Check every line below for the word "code" and copy the ones that have it.
———
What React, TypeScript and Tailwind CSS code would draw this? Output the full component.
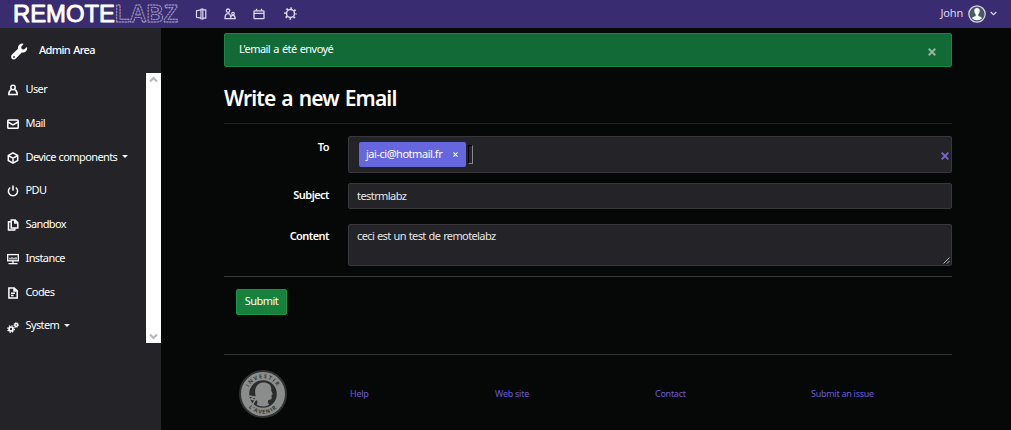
import type { ReactNode } from "react";

function Icon({ children, size = 12, className = "" }: { children: ReactNode; size?: number; className?: string }) {
  return (
    <svg viewBox="0 0 12 12" width={size} height={size} fill="none" stroke="currentColor" strokeWidth="1.5" className={`shrink-0 ${className}`}>
      {children}
    </svg>
  );
}

function Logo() {
  return (
    <svg width="166" height="28" viewBox="0 0 166 28" className="shrink-0 overflow-visible">
      <g fontFamily="Liberation Sans, sans-serif" fontSize="24" strokeLinejoin="round">
        <text x="0" y="21.700" textLength="102" lengthAdjust="spacingAndGlyphs" fill="#fff" stroke="#fff" strokeWidth="0.900">REMOTE</text>
        <text x="102" y="21.700" textLength="63" lengthAdjust="spacingAndGlyphs" fill="none" stroke="#b0a8d2" strokeWidth="0.900" strokeDasharray="2.400 0.600" fontWeight="700">LABZ</text>
      </g>
    </svg>
  );
}

const icons = {
  user: <><circle cx="6" cy="3.5" r="2.2" /><path d="M4.2 5.8C2.400 6.600 1.800 8 1.800 10.600h8.400c0-2.600-.6-4-2.400-4.800" /></>,
  mail: <><rect x="0.800" y="1.900" width="10.400" height="8.400" rx="0.800" /><path d="M1 4l5 3 5-3" /></>,
  cube: <path d="M6 .9l4.700 2.600v5L6 11.100 1.300 8.500v-5zM1.300 3.700L6 6.200l4.700-2.500M6 6.200v5" />,
  power: <path d="M3.200 2.500a4.600 4.600 0 1 0 5.600 0M6 .5v5.300" />,
  copy: <><path d="M4.200 1h3.900l2.700 2.600v5.500H4.200zM7.700 1v3.100h3" /><path d="M4 2.700H1.500v8.400h6.200V9.300" /></>,
  monitor: <><rect x="0.700" y="1.600" width="10.600" height="6.200" strokeWidth="1.300" /><path d="M3 6.400V4.800M5 6.400V4.200M7 6.400V4.800M9 6.400V4.200M6 7.800v2.800M1.500 10.600h9" strokeWidth="1.300" /></>,
  code: <path d="M1.900.900h5.300l3 3v7.200H1.900zM7 1v3h3M4 6.300h4M4 8.600h2.500" />,
};

function Gears() {
  return (
    <Icon className="mt-[2px]">
      <circle cx="4" cy="8" r="2" strokeWidth="1.700" />
      <circle cx="4" cy="8" r="3.300" strokeWidth="1.200" strokeDasharray="1.300 1.300" />
      <circle cx="9.200" cy="4" r="1.400" strokeWidth="1.500" />
      <circle cx="9.200" cy="4" r="2.400" strokeWidth="0.900" strokeDasharray="0.940 0.940" />
    </Icon>
  );
}

function Item({ icon, label, caret }: { icon: ReactNode; label: string; caret?: boolean }) {
  return (
    <a className="flex h-[33.75px] items-center pl-[7px]">
      <span className="mt-[1.500px] flex">{icon}</span>
      <span className="ml-[6.5px] text-[11px] tracking-[-0.600px] [word-spacing:0.5px]">{label}</span>
      {caret && <span className="ml-[5px] border-x-[3px] border-t-[3px] border-x-transparent border-t-white" />}
    </a>
  );
}

function Chevron({ up }: { up?: boolean }) {
  return (
    <svg width="9" height="7" viewBox="0 0 9 7" fill="none" stroke="#b9b9b9" strokeWidth="2.200">
      <path d={up ? "M1 5.5L4.5 2 8 5.5" : "M1 1.5L4.5 5 8 1.5"} />
    </svg>
  );
}

function Sidebar() {
  return (
    <aside className="w-[161px] shrink-0 bg-[#242328]">
      <div className="flex h-[45px] items-center pl-[11px]">
        <svg width="17" height="17" viewBox="0 0 17 17" fill="none" className="mt-px">
          <path fillRule="evenodd" fill="#fff" d="M11.800.400C8.500.500 6.400 2.800 7 5.700L1 11.600c-1.200 1.300-1.200 3.100-.2 4.100s2.800 1.100 4.100-.2l5.900-6.100c3.100.6 5.500-1.400 5.400-4.700l-.3-.7-2.900 2.600-2.200-.4-.7-2.200 2.500-2.900zM3 13a.9.900 0 1 1 0 1.800.9.900 0 0 1 0-1.800z" />
        </svg>
        <span className="ml-[11px] text-[11px] font-medium tracking-[-0.650px] [word-spacing:1px]">Admin Area</span>
      </div>
      <div className="flex h-[270px] justify-between">
        <nav className="-mt-[0.4px]">
          <Item icon={<Icon>{icons.user}</Icon>} label="User" />
          <Item icon={<Icon>{icons.mail}</Icon>} label="Mail" />
          <Item icon={<Icon>{icons.cube}</Icon>} label="Device components" caret />
          <Item icon={<Icon>{icons.power}</Icon>} label="PDU" />
          <Item icon={<Icon>{icons.copy}</Icon>} label="Sandbox" />
          <Item icon={<Icon>{icons.monitor}</Icon>} label="Instance" />
          <Item icon={<Icon>{icons.code}</Icon>} label="Codes" />
          <Item icon={<Gears />} label="System" caret />
        </nav>
        <div className="flex w-[15px] flex-col items-center justify-between bg-white py-[3px]">
          <Chevron up />
          <Chevron />
        </div>
      </div>
    </aside>
  );
}

function Header() {
  return (
    <header className="flex h-7 shrink-0 items-center bg-[#392c70] pr-[14px] pl-[13px] text-[#dcd8f2]">
      <Logo />
      <div className="ml-4 flex items-center gap-[17px] pb-px">
        <Icon><path d="M6 1.200v9.600l1.800.300V.9L6 1.200zM7.800 1.900h3v8.200h-3M6 1.900L1.500 2.700v6.600l4.500.8" strokeWidth="1.200" /></Icon>
        <Icon>
          <circle cx="4" cy="2.700" r="1.700" strokeWidth="1.300" />
          <path d="M1 10.700c0-3.400.8-5 3-5s2.800 1.600 2.800 5zM6.800 10.700h4.400c0-2.300-.8-3.300-2.200-3.300s-2 .8-2.300 1.600" strokeWidth="1.300" />
          <circle cx="9" cy="5.600" r="1.300" strokeWidth="1.200" />
        </Icon>
        <Icon><rect x="1" y="2.900" width="10" height="7.800" rx="0.600" strokeWidth="1.300" /><path d="M1 5.300h10M3.500.7v2.200M8.500.7v2.200" strokeWidth="1.300" /></Icon>
        <Icon size={13} className="ml-[2px]">
          <circle cx="6" cy="6" r="3.700" strokeWidth="1.400" />
          <circle cx="6" cy="6" r="5" strokeWidth="1.700" strokeDasharray="1.600 2.327" strokeDashoffset="0.800" />
        </Icon>
      </div>
      <span className="ml-auto pb-[2px] text-[11px] tracking-[-0.200px]">John</span>
      <svg width="18" height="18" viewBox="0 0 18 18" className="-mt-px ml-[5px]">
        <circle cx="9" cy="9" r="8.200" fill="#4b5a66" stroke="#d8d5ea" strokeWidth="1.200" />
        <path d="M9 3c-2 0-2.900 1.400-2.700 3.300.2 1.600.8 2.500 1.400 3.100v1.500c-2 .6-3.200 1-3.700 2.300a7 7 0 0 0 10 0c-.5-1.300-1.700-1.700-3.700-2.300V9.400c.6-.6 1.200-1.500 1.400-3.100C11.900 4.400 11 3 9 3z" fill="#fff" />
      </svg>
      <svg width="7" height="5" viewBox="0 0 7 5" fill="none" stroke="currentColor" strokeWidth="1.200" className="-mt-px ml-[4px]"><path d="M.7 1l2.800 2.700L6.300 1" /></svg>
    </header>
  );
}

function Cross({ color, size, width }: { color: string; size: number; width: number }) {
  return (
    <svg width={size} height={size} viewBox="0 0 8 8" stroke={color} strokeWidth={width} className="shrink-0">
      <path d="M.7.700l6.600 6.600M7.300.700L.7 7.300" />
    </svg>
  );
}

function Seal() {
  return (
    <svg width="48" height="48" viewBox="0 0 48 48" className="shrink-0">
      <defs>
        <path id="arc-top" d="M8.200 24a15.800 15.800 0 0 1 31.600 0" />
        <path id="arc-bottom" d="M4.300 24a19.700 19.700 0 0 0 39.400 0" />
      </defs>
      <circle cx="24" cy="24" r="23" fill="#8b8d8c" stroke="#303332" strokeWidth="2" />
      <circle cx="24" cy="24" r="13.800" fill="#292c2b" />
      <path d="M23 12.600c4-.7 8.200 1 9 4.300.6 2-.1 3 .6 4.700l1.200 2.700-1.300.8.200 3.200c-.2 1.500-1.300 1.500-3.300 1.600-.8 1.200-.6 3 .7 4.800-3.600 2.400-8.500 2.400-12.500.1 1.200-2 1-3.500.3-4.500l-2.300 1 .6-3-2.100-.4 2.600-2.200c-1.800-5.500.4-11.800 6.300-13.100z" fill="#8b8d8c" />
      <path d="M10 26l5 1-3 2 4 1-2 4" fill="none" stroke="#8b8d8c" strokeWidth="1.500" />
      <g fontFamily="Open Sans, sans-serif" fontSize="5.400" fontWeight="700" fill="#303332" textAnchor="middle">
        <text letterSpacing="1.400"><textPath href="#arc-top" startOffset="50%">INVESTIR</textPath></text>
        <text letterSpacing="1"><textPath href="#arc-bottom" startOffset="50%">L’AVENIR</textPath></text>
      </g>
    </svg>
  );
}

function Row({ label, className, labelClass = "pt-[3px]", children }: { label: string; className: string; labelClass?: string; children: ReactNode }) {
  return (
    <div className={`flex ${className}`}>
      <label className={`w-[105px] shrink-0 text-right text-[11px] leading-4 font-semibold tracking-[-0.550px] ${labelClass}`}>{label}</label>
      <div className="ml-[19px] flex-1">{children}</div>
    </div>
  );
}

export default function App() {
  return (
    <div className="flex h-[430px] w-[1011px] flex-col overflow-hidden bg-[#060807] font-['Noto_Sans','Open_Sans',sans-serif] text-white">
      <Header />
      <div className="flex min-h-0 flex-1">
        <Sidebar />
        <main className="ml-[63px] w-[728px] pt-[5px]">
          <div className="flex h-[34px] items-center justify-between rounded-[2px] border border-[#16883f] bg-[#126a36] pr-[15px] pl-[14px]">
            <span className="pb-px text-[11px] tracking-[-0.560px] [word-spacing:0.8px]">L'email a été envoyé</span>
            <span className="mt-[3px]"><Cross color="#8fb89d" size={8} width={2} /></span>
          </div>
          <h1 className="mt-[17px] h-[39px] text-[21px] leading-[29px] font-semibold tracking-[-0.850px] [word-spacing:1.300px]">Write a new Email</h1>
          <hr className="border-[#222424]" />
          <form>
            <Row label="To" className="mt-3">
              <div className="flex h-[37px] items-center rounded-[2px] border border-[#38373c] bg-[#242328] pr-[2px] pl-[10px]">
                <span className="flex h-[25px] w-[107px] items-center justify-between rounded-[2px] bg-[#6667df] pr-[8px] pl-[7px] text-[11px] tracking-[-0.470px]">
                  <span className="pb-px">jai-ci@hotmail.fr</span>
                  <Cross color="#fff" size={5} width={1.700} />
                </span>
                <span className="ml-[2px] h-[19px] w-[5px] border border-t-black border-r-[#88878c] border-b-[#88878c] border-l-black" />
                <span className="mt-[3px] ml-auto"><Cross color="#7b66d9" size={8} width={1.900} /></span>
              </div>
            </Row>
            <Row label="Subject" className="mt-[10px]" labelClass="pt-[3.500px]">
              <div className="flex h-[26px] items-center rounded-[2px] border border-[#38373c] bg-[#242328] pl-[8px] text-[11px] tracking-[-0.570px] text-[#e6e6e6]">testrmlabz</div>
            </Row>
            <Row label="Content" className="mt-[15px]" labelClass="pt-[4px]">
              <div className="relative h-[42px] rounded-[2px] border border-[#38373c] bg-[#242328] pt-[3px] pl-[8px] text-[11px] leading-4 tracking-[-0.610px] text-[#e6e6e6] [word-spacing:0.6px]">
                ceci est un test de remotelabz
                <svg width="7" height="7" viewBox="0 0 7 7" stroke="#c9c9c9" strokeWidth="0.900" className="absolute right-px bottom-px"><path d="M.5 6.500l6-6M4 6.500L6.500 4" /></svg>
              </div>
            </Row>
            <hr className="mt-[10px] border-[#383a39]" />
            <button type="button" className="mt-3 ml-3 flex h-[26px] w-[51px] items-center justify-center rounded-[2px] border border-[#199447] bg-[#17803d] pb-[2px] text-[11px] tracking-[-0.500px]">Submit</button>
          </form>
          <footer className="mt-[39px] flex h-[78px] items-center border-t border-[#303332] pl-[15px] text-[9px] tracking-[-0.270px] text-[#6b5bd0]">
            <Seal />
            <a className="ml-[63px] w-[145px]">Help</a>
            <a className="w-[160px]">Web site</a>
            <a className="w-[156px]">Contact</a>
            <a className="whitespace-nowrap">Submit an issue</a>
          </footer>
        </main>
      </div>
    </div>
  );
}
———
OUTPUT OF THE EXERCISE>
What React, TypeScript and Tailwind CSS code would draw this? Output the full component.
  code: <path d="M1.900.900h5.300l3 3v7.200H1.900zM7 1v3h3M4 6.300h4M4 8.600h2.500" />,
          <Item icon={<Icon>{icons.code}</Icon>} label="Codes" />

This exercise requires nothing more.